To put it plainly, we have to learn a lot of white crap, including white history, much of which is not even true. Meanwhile, white people never have to learn about us, because doing so would force white people to be held accountable for the many ways they’ve mistreated—and continue to mistreat—people of color.

This book is an opportunity to change that. To provide some of the context and history that is so often lacking for white people.

Heck, we even added the Encyclopedia of Racism because my white editor pointed out that many of you reading this might not understand some of the terms that I’ll be using, some of the events I refer to, or why certain things are racist. I hope you already looked up white privilege, from page 00. Here’s another opportunity to use the encyclopedia: if you aren’t familiar with the 1921 Tulsa Race Massacre, go to the back of the book and learn about it.

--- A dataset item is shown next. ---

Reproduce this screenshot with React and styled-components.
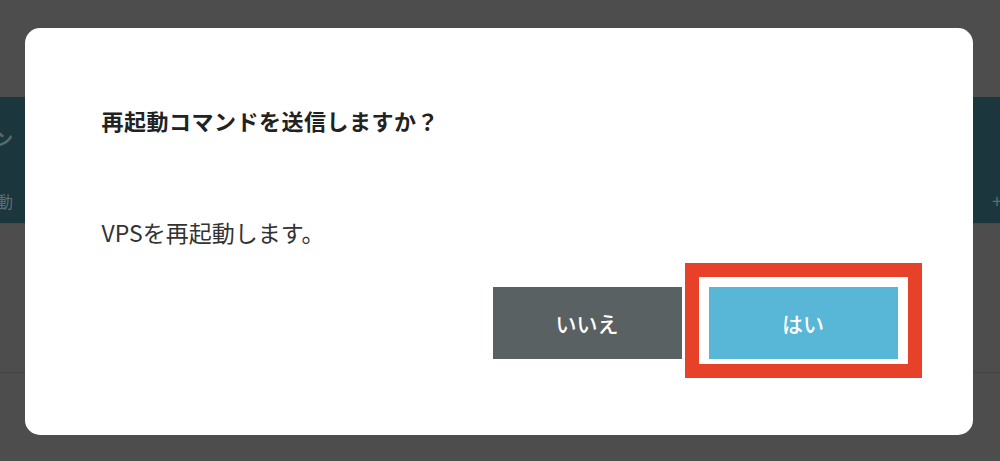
import React from 'react'
import styled, { createGlobalStyle } from 'styled-components';

const GlobalStyle = createGlobalStyle`
    html, body {
        margin: 0;
        padding: 0;
        background: #4d4d4d;
    }
    body {
        font-family: "Noto Sans CJK JP", "Noto Sans", sans-serif;
    }
`;

function App() {
    return (
        <PageStyled>
            <GlobalStyle />
            <div className="backdrop">
                <div className="top-gap" />
                <div className="band">
                    <div className="band-left">
                        <span className="band-title">ン</span>
                        <span className="band-label">再起動</span>
                    </div>
                    <div className="band-right">
                        <span className="band-plus">+</span>
                    </div>
                </div>
                <div className="table-area" />
                <div className="footer-area" />
            </div>

            <Overlay>
                <Modal>
                    <Title>再起動コマンドを送信しますか？</Title>
                    <Message>VPSを再起動します。</Message>
                    <ButtonRow>
                        <Button $variant="cancel">いいえ</Button>
                        <Highlight>
                            <Button $variant="ok">はい</Button>
                        </Highlight>
                    </ButtonRow>
                </Modal>
            </Overlay>
        </PageStyled>
    );
}

const PageStyled = styled.div`
    position: relative;
    width: 100%;
    height: 461px;
    overflow: hidden;

    .backdrop{
        display: flex;
        flex-direction: column;
        height: 100%;
        .top-gap{
            height: 97px;
        }
        .band{
            height: 126px;
            background: #1b363d;
            border-bottom: 1px solid #444a4b;
            display: flex;
            justify-content: space-between;
            .band-left{
                width: 13px;
                overflow: hidden;
                display: flex;
                flex-direction: column;
                align-items: flex-end;
                color: #5e6d71;
                .band-title{
                    margin-top: 28px;
                    font-size: 18px;
                    font-weight: 700;
                    color: #58686b;
                    white-space: nowrap;
                }
                .band-label{
                    margin-top: 38px;
                    font-size: 16px;
                    white-space: nowrap;
                }
            }
            .band-right{
                width: 8px;
                overflow: hidden;
                color: #5e6d71;
                .band-plus{
                    display: block;
                    margin-top: 92px;
                    font-size: 18px;
                    line-height: 22px;
                }
            }
        }
        .table-area{
            height: 148px;
            border-bottom: 1px solid #434343;
        }
        .footer-area{
            flex: 1;
        }
    }
`;

const Overlay = styled.div`
    position: absolute;
    inset: 0;
    display: flex;
    align-items: center;
    justify-content: center;
`;

const Modal = styled.div`
    width: 948px;
    height: 407px;
    box-sizing: border-box;
    margin: 2px 0 0 -3px;
    padding: 76px 75px 76px 77px;
    background: #ffffff;
    border-radius: 15px;
    display: flex;
    flex-direction: column;
`;

const Title = styled.h2`
    margin: 0;
    font-size: 22px;
    letter-spacing: 0.5px;
    line-height: 32px;
    font-weight: 700;
    color: #222222;
`;

const Message = styled.p`
    margin: 81px 0 0;
    font-size: 23px;
    line-height: 30px;
    color: #333333;
`;

const ButtonRow = styled.div`
    margin-top: 40px;
    display: flex;
    justify-content: flex-end;
    gap: 27px;
`;

const Button = styled.button`
    width: 189px;
    height: 72px;
    border: none;
    border-radius: 0;
    padding: 0;
    font-family: "Noto Sans CJK JP", sans-serif;
    font-size: 21px;
    font-weight: 500;
    color: #ffffff;
    background: ${({ $variant }) => ($variant === 'ok' ? '#58b6d6' : '#5a6163')};
    cursor: pointer;
`;

const Highlight = styled.div`
    position: relative;
    display: flex;

    &::after{
        content: '';
        position: absolute;
        top: -24px;
        left: -24px;
        right: -24px;
        bottom: -19px;
        border: 14px solid #e8412a;
        pointer-events: none;
    }
`;

export default App;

But to the point about people who think white people can’t change: I understand, and have met those white people, too. These are the types of white people who will say things like “Black people need to get over slavery” or “We had a Black president; there is no more racism.” These are people who want white supremacy to continue because it benefits them. They are the same people who will say this book sucks, never having read it.

But this book isn’t for those white people. It’s for the ones who want to do better, who want to be better. But where do white people start? How does someone learn empathy? Is it by watching a specific movie? Listening to an album?

I think it starts with understanding.